**Pages as source code:**
━━━━━━━━
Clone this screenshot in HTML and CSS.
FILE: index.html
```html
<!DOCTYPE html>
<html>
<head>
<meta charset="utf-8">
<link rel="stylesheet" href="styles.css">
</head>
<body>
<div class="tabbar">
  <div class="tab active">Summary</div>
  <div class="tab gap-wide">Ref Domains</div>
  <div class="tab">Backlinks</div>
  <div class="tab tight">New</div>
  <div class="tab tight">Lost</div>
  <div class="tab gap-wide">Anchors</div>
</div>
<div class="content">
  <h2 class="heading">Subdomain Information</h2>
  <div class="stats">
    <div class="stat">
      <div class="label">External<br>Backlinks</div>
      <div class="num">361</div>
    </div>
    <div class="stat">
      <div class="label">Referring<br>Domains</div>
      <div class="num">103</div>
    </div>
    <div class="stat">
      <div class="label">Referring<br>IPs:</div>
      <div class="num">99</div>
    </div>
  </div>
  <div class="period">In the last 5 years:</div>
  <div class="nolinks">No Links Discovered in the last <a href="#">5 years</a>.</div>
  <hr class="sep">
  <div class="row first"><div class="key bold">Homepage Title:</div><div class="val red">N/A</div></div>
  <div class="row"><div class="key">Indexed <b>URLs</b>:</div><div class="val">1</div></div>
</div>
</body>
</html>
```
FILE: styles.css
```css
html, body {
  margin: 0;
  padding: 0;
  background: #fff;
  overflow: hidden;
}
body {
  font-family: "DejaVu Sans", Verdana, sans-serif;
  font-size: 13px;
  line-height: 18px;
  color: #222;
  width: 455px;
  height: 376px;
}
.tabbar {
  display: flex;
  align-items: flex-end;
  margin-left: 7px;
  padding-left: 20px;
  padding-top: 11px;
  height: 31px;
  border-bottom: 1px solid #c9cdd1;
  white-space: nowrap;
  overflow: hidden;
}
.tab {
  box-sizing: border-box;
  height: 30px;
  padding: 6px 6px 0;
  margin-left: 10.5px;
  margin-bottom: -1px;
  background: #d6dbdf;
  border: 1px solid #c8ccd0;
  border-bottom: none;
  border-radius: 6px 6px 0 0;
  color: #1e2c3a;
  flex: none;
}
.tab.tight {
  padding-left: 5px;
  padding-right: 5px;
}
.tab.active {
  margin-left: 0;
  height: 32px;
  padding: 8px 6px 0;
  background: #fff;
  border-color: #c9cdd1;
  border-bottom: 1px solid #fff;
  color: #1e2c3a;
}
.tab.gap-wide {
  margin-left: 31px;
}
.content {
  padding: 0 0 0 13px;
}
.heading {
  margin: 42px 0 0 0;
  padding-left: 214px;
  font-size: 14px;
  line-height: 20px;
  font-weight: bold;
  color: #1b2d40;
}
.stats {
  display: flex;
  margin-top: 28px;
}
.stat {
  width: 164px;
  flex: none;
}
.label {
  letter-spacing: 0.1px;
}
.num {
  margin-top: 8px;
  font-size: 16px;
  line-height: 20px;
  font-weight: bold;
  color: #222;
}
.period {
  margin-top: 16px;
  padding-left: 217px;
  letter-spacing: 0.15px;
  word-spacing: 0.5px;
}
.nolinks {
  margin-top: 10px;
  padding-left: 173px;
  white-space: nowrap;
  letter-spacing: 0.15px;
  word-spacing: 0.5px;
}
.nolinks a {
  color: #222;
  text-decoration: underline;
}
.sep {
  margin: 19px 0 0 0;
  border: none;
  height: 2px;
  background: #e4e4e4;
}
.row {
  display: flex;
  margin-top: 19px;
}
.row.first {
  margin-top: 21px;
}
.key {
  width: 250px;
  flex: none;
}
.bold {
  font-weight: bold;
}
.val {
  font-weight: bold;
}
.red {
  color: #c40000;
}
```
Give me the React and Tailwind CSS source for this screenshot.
━━━━━━━━
**Problem details:**
Write out every entry verbatim.

**Answer:**
Clone this screenshot in HTML and CSS.
FILE: index.html
```html
<!DOCTYPE html>
<html>
<head>
<meta charset="utf-8">
<link rel="stylesheet" href="styles.css">
</head>
<body>
<div class="tabbar">
  <div class="tab active">Summary</div>
  <div class="tab gap-wide">Ref Domains</div>
  <div class="tab">Backlinks</div>
  <div class="tab tight">New</div>
  <div class="tab tight">Lost</div>
  <div class="tab gap-wide">Anchors</div>
</div>
<div class="content">
  <h2 class="heading">Subdomain Information</h2>
  <div class="stats">
    <div class="stat">
      <div class="label">External<br>Backlinks</div>
      <div class="num">361</div>
    </div>
    <div class="stat">
      <div class="label">Referring<br>Domains</div>
      <div class="num">103</div>
    </div>
    <div class="stat">
      <div class="label">Referring<br>IPs:</div>
      <div class="num">99</div>
    </div>
  </div>
  <div class="period">In the last 5 years:</div>
  <div class="nolinks">No Links Discovered in the last <a href="#">5 years</a>.</div>
  <hr class="sep">
  <div class="row first"><div class="key bold">Homepage Title:</div><div class="val red">N/A</div></div>
  <div class="row"><div class="key">Indexed <b>URLs</b>:</div><div class="val">1</div></div>
</div>
</body>
</html>
```
FILE: styles.css
```css
html, body {
  margin: 0;
  padding: 0;
  background: #fff;
  overflow: hidden;
}
body {
  font-family: "DejaVu Sans", Verdana, sans-serif;
  font-size: 13px;
  line-height: 18px;
  color: #222;
  width: 455px;
  height: 376px;
}
.tabbar {
  display: flex;
  align-items: flex-end;
  margin-left: 7px;
  padding-left: 20px;
  padding-top: 11px;
  height: 31px;
  border-bottom: 1px solid #c9cdd1;
  white-space: nowrap;
  overflow: hidden;
}
.tab {
  box-sizing: border-box;
  height: 30px;
  padding: 6px 6px 0;
  margin-left: 10.5px;
  margin-bottom: -1px;
  background: #d6dbdf;
  border: 1px solid #c8ccd0;
  border-bottom: none;
  border-radius: 6px 6px 0 0;
  color: #1e2c3a;
  flex: none;
}
.tab.tight {
  padding-left: 5px;
  padding-right: 5px;
}
.tab.active {
  margin-left: 0;
  height: 32px;
  padding: 8px 6px 0;
  background: #fff;
  border-color: #c9cdd1;
  border-bottom: 1px solid #fff;
  color: #1e2c3a;
}
.tab.gap-wide {
  margin-left: 31px;
}
.content {
  padding: 0 0 0 13px;
}
.heading {
  margin: 42px 0 0 0;
  padding-left: 214px;
  font-size: 14px;
  line-height: 20px;
  font-weight: bold;
  color: #1b2d40;
}
.stats {
  display: flex;
  margin-top: 28px;
}
.stat {
  width: 164px;
  flex: none;
}
.label {
  letter-spacing: 0.1px;
}
.num {
  margin-top: 8px;
  font-size: 16px;
  line-height: 20px;
  font-weight: bold;
  color: #222;
}
.period {
  margin-top: 16px;
  padding-left: 217px;
  letter-spacing: 0.15px;
  word-spacing: 0.5px;
}
.nolinks {
  margin-top: 10px;
  padding-left: 173px;
  white-space: nowrap;
  letter-spacing: 0.15px;
  word-spacing: 0.5px;
}
.nolinks a {
  color: #222;
  text-decoration: underline;
}
.sep {
  margin: 19px 0 0 0;
  border: none;
  height: 2px;
  background: #e4e4e4;
}
.row {
  display: flex;
  margin-top: 19px;
}
.row.first {
  margin-top: 21px;
}
.key {
  width: 250px;
  flex: none;
}
.bold {
  font-weight: bold;
}
.val {
  font-weight: bold;
}
.red {
  color: #c40000;
}
```
Give me the React and Tailwind CSS source for this screenshot.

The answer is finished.